Status: Conceptual. This recipe describes a failover pattern. The declarative fallback_to config keys and the failover log output shown below are illustrative — they are not a validated config surface of the current TokenPak release, and the proxy does not emit those messages inline. Treat this as a design sketch, not a copy-paste runbook. Confirm any CLI command against tokenpak --help before relying on it.

What this solves: The pattern of routing requests to a backup provider when your primary provider experiences an outage or rate limit.

Prerequisites¶

TokenPak installed: pip install tokenpak
Valid API keys for the providers you intend to use
tokenpak CLI available in your shell (tokenpak --help)

The pattern (illustrative config)¶

The idea is to declare a primary model and a fallback target so that a failed request retries against a different provider. The YAML below is a conceptual illustration of how such a config might read — it is not the validated schema of the shipped proxy:

# ILLUSTRATIVE ONLY — not a validated TokenPak config schema
providers:
  openai:
    type: openai
    api_key: ${OPENAI_API_KEY}
  anthropic:
    type: anthropic
    api_key: ${ANTHROPIC_API_KEY}

models:
  gpt-4:
    provider: openai
    # Conceptual: try OpenAI first, then Anthropic
    fallback_to: claude-3-sonnet
  claude-3-sonnet:
    provider: anthropic

What's real today¶

Start the proxy with tokenpak serve (default http://127.0.0.1:8766).
Validate a proxy config file with tokenpak config-check <file.json>. The shipped proxy config surface is a JSON file; for the server block, config-check recommends server: { port: 8766, host: '127.0.0.1' }. The elaborate fallback_to model graph above is not part of that validated surface.
TokenPak's proxy is a byte-preserving passthrough — it forwards request and response bodies verbatim.

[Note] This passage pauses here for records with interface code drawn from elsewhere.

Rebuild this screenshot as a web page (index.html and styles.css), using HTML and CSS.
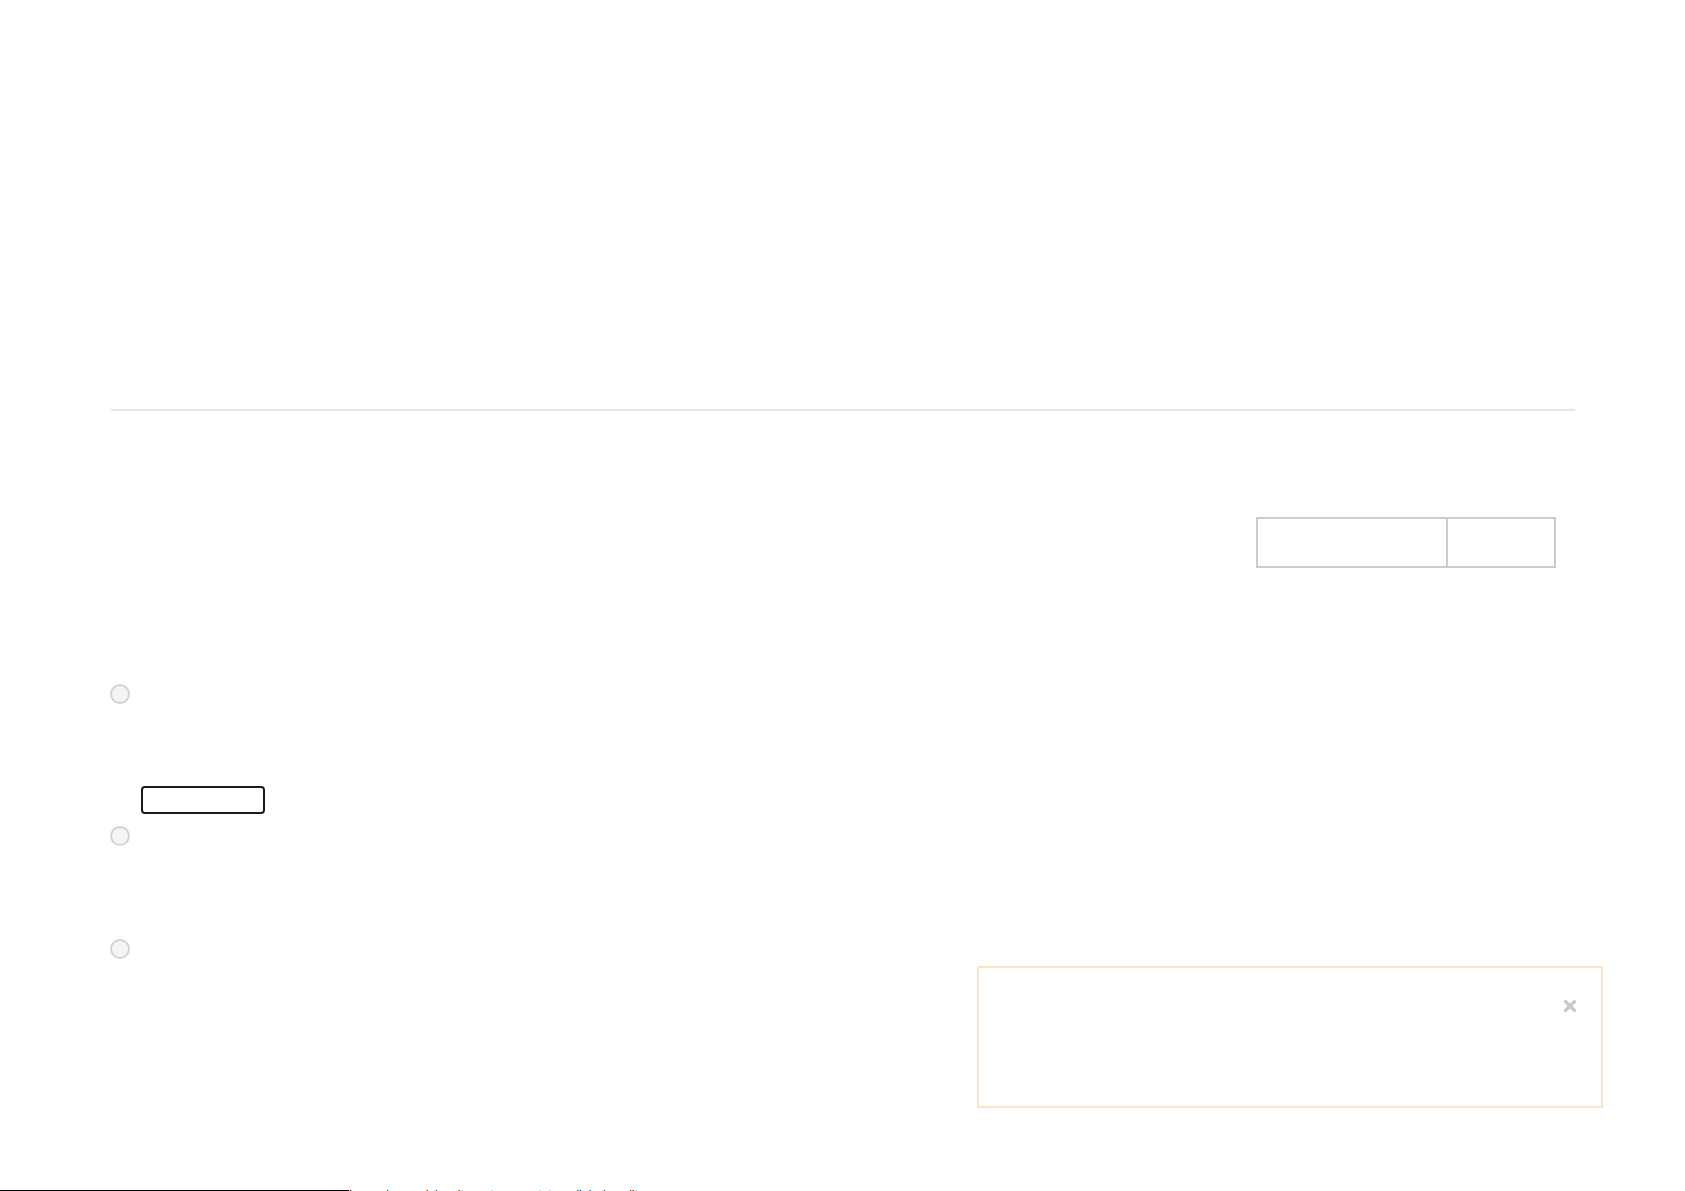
FILE: index.html
```html
<!DOCTYPE html>
<html lang="en">
<head>
<meta charset="utf-8">
<title>Page</title>
<link rel="stylesheet" href="styles.css">
</head>
<body>
<div class="page">
  <header class="masthead"></header>
  <hr class="divider">
  <div class="toolbar">
    <div class="search">
      <input class="search-input" type="text" aria-label="Search">
      <button class="search-btn" type="button" aria-label="Search"></button>
    </div>
  </div>
  <div class="options">
    <label class="option option-first"><input class="radio" type="radio" name="opt"></label>
    <button class="action" type="button" aria-label="Action"></button>
    <label class="option option-second"><input class="radio" type="radio" name="opt"></label>
    <label class="option option-third"><input class="radio" type="radio" name="opt"></label>
  </div>
</div>
<footer class="footer">
  <span class="footer-rule"></span>
  <span class="footer-note">Lorem ipsum dolor sit amet, consectetur adipiscing elit</span>
</footer>
<div class="toast" role="status">
  <button class="toast-close" type="button" aria-label="Close">
    <svg width="16" height="16" viewBox="0 0 16 16" aria-hidden="true">
      <path d="M2.5 2.5 L13.5 13.5 M13.5 2.5 L2.5 13.5" stroke="#c9c9c9" stroke-width="3.4" stroke-linecap="butt"/>
    </svg>
  </button>
</div>
</body>
</html>
```
FILE: styles.css
```css
html, body {
  margin: 0;
  padding: 0;
  background: #ffffff;
  font-family: "Liberation Sans", Arial, sans-serif;
  color: #222;
}

.page {
  width: 1465px;
  padding-left: 110px;
}

.masthead {
  height: 409px;
}

.divider {
  margin: 0 0 0 1px;
  width: 1464px;
  height: 2px;
  border: 0;
  background: #e6e6e6;
}

.toolbar {
  display: flex;
  justify-content: flex-end;
  margin-top: 106px;
  padding-right: 19px;
}

.search {
  display: flex;
  height: 51px;
}

.search-input {
  box-sizing: border-box;
  width: 192px;
  height: 51px;
  margin: 0;
  border: 2px solid #cccccc;
  background: #fff;
  outline: none;
  padding: 0 10px;
}

.search-btn {
  box-sizing: border-box;
  width: 108px;
  height: 51px;
  margin: 0;
  border: 2px solid #cccccc;
  border-left: 0;
  background: #fff;
  padding: 0;
}

.options {
  display: flex;
  flex-direction: column;
  align-items: flex-start;
}

.option {
  display: flex;
  align-items: center;
}

.option-first { margin-top: 116px; }
.option-second { margin-top: 12px; }
.option-third { margin-top: 93px; }

.radio {
  appearance: none;
  -webkit-appearance: none;
  box-sizing: border-box;
  width: 20px;
  height: 20px;
  margin: 0;
  border: 2px solid #d3d3d3;
  border-radius: 50%;
  background: #f4f4f4;
}

.action {
  box-sizing: border-box;
  width: 124px;
  height: 28px;
  margin: 82px 0 0 31px;
  border: 2px solid #1a1a1a;
  border-radius: 4px;
  background: #fff;
  padding: 0;
}

.footer {
  display: flex;
  align-items: flex-start;
  margin-top: 231px;
  height: 20px;
}

.footer-rule {
  width: 349px;
  height: 1px;
  background: #000;
  flex: none;
}

.footer-note {
  font-size: 12px;
  line-height: 14px;
  margin-top: -2px;
  color: #111;
  white-space: nowrap;
}

.toast {
  position: fixed;
  right: 82px;
  bottom: 83px;
  box-sizing: border-box;
  width: 626px;
  height: 142px;
  border: 2px solid #f7e6c3;
  background: #fff;
}

.toast-close {
  position: absolute;
  top: 30px;
  right: 23px;
  width: 16px;
  height: 16px;
  padding: 0;
  margin: 0;
  border: 0;
  background: transparent;
  display: flex;
}
```
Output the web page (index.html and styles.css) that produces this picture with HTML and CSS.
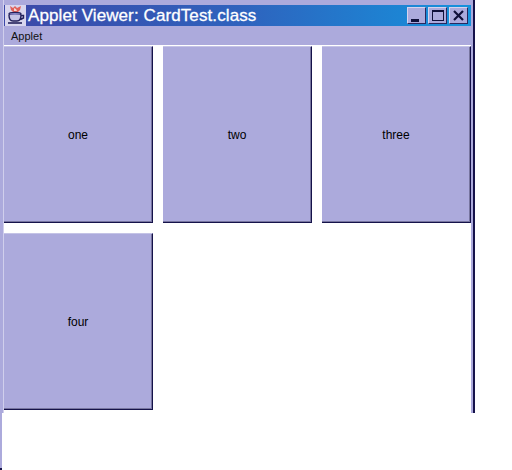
FILE: index.html
```html
<!DOCTYPE html>
<html lang="en">
<head>
    <meta charset="UTF-8">
    <title>Applet Viewer: CardTest.class</title>
    <link rel="stylesheet" href="styles.css">
</head>
<body>
    <div class="window">
        <div class="titleBar">
            <svg class="javaIcon" width="21" height="21" viewBox="0 0 21 21">
                <rect width="21" height="21" fill="#d8d6ee"/>
                <path d="M5 1l3 2 2-2 2 2 4-2-1 4-2 2H8L6 5z" fill="#e0605a"/>
                <path d="M9 3l2 1 1 2-3 0z" fill="#f4d8d0"/>
                <ellipse cx="10" cy="9" rx="6" ry="1.600" fill="#8a88c8" stroke="#22205a" stroke-width="1.400"/>
                <path d="M4 10c0 3.500 1.500 6 4 6h4c2.500 0 4-2.500 4-6M16 10.500h2.500v2.500l-3 1.500" fill="#c4c3e6" stroke="#22205a" stroke-width="1.400"/>
                <path d="M3 18h14" stroke="#22205a" stroke-width="1.600"/>
            </svg>
            <span class="titleText">Applet Viewer: CardTest.class</span>
            <div class="titleButtons">
                <div class="titleButton"><span class="minIcon"></span></div>
                <div class="titleButton"><span class="maxIcon"></span></div>
                <div class="titleButton closeButton">
                    <svg width="11" height="11" viewBox="0 0 11 11">
                        <path d="M1 1l9 9M10 1l-9 9" stroke="#10103a" stroke-width="2.200"/>
                    </svg>
                </div>
            </div>
        </div>
        <div class="menuBar"><span>Applet</span></div>
        <div class="cardGrid">
            <div class="card">one</div>
            <div class="card">two</div>
            <div class="card">three</div>
            <div class="card">four</div>
        </div>
    </div>
    <div class="leftover"></div>
</body>
</html>
```

FILE: styles.css
```css
body {
    margin: 0;
    background-color: #fff;
    font-family: "Liberation Sans", Arial, sans-serif;
}

.window {
    width: 475px;
    height: 413px;
    padding: 5px 0 0 1px;
    box-sizing: border-box;
    border-left: 3px solid #acaadc;
    border-right: 2px solid #15124a;
    background: linear-gradient(#acaadc 0, #acaadc 45px, #fff 45px);
    box-shadow: inset -2px 0 0 #acaadc, inset 1px 0 0 #d0cfec;
}

.titleBar {
    display: flex;
    align-items: center;
    width: 467px;
    height: 21px;
    box-sizing: border-box;
    padding: 0 3px 0 1px;
    background: linear-gradient(to right, #3c48a8, #2f62bd 50%, #1593dd);
}

.javaIcon {
    flex: none;
}

.titleText {
    margin-left: 2px;
    font-size: 17px;
    letter-spacing: 0.1px;
    color: #fff;
    -webkit-text-stroke: 0.3px #fff;
    white-space: nowrap;
}

.titleButtons {
    display: flex;
    gap: 2px;
    margin-left: auto;
}

.titleButton {
    display: flex;
    align-items: center;
    justify-content: center;
    width: 19px;
    height: 17px;
    box-sizing: border-box;
    background-color: #acaadc;
    border: 1px solid;
    border-color: #d5d4ee #2a285e #2a285e #d5d4ee;
}

.minIcon {
    width: 8px;
    height: 3px;
    margin-top: 9px;
    margin-right: 3px;
    background-color: #10103a;
}

.maxIcon {
    width: 12px;
    height: 11px;
    box-sizing: border-box;
    border: 1px solid #10103a;
    border-top-width: 2px;
}

.menuBar {
    height: 19px;
    padding-left: 7px;
    font-size: 11px;
    line-height: 21px;
    color: #111;
}

.cardGrid {
    display: grid;
    grid-template-columns: 149px 149px 149px;
    grid-template-rows: 177px 177px;
    column-gap: 10px;
    row-gap: 10px;
    margin-top: 1px;
}

.card {
    display: flex;
    align-items: center;
    justify-content: center;
    box-sizing: border-box;
    background-color: #acaadc;
    border-top: 1px solid #c4c3e6;
    border-right: 1px solid #15124a;
    border-bottom: 1px solid #15124a;
    box-shadow: inset -1px -1px 0 #77759f;
    font-size: 12px;
    color: #000;
}

.leftover {
    width: 2px;
    height: 55px;
    background-color: #acaadc;
    border-bottom: 2px solid #15124a;
}
```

It does not inject failover status messages or extra fields into the response body.

A request against the proxy looks like:

tokenpak serve   # listens on http://127.0.0.1:8766

# In another terminal:
curl -X POST http://127.0.0.1:8766/v1/messages \
  -H "Content-Type: application/json" \
  -H "x-api-key: $ANTHROPIC_API_KEY" \
  -H "anthropic-version: 2023-06-01" \
  -d '{
    "model": "claude-3-5-sonnet-20241022",
    "max_tokens": 64,
    "messages": [{"role": "user", "content": "Say OK"}]
  }'

The response body is whatever the upstream provider returns, passed through unchanged.

Designing a fallback strategy¶

If you implement failover (in your application or via your own orchestration in front of the proxy), the principles below apply regardless of how the routing is configured:

Chain across different providers, not just different models of the same provider — an outage often takes out a whole provider.
Avoid fallback loops — never let a chain point back to a model already tried.
Pre-check every key in the chain so the fallback isn't itself unauthenticated.
Check the fallback's rate limits — a fallback with a much lower limit can become the new bottleneck during an incident.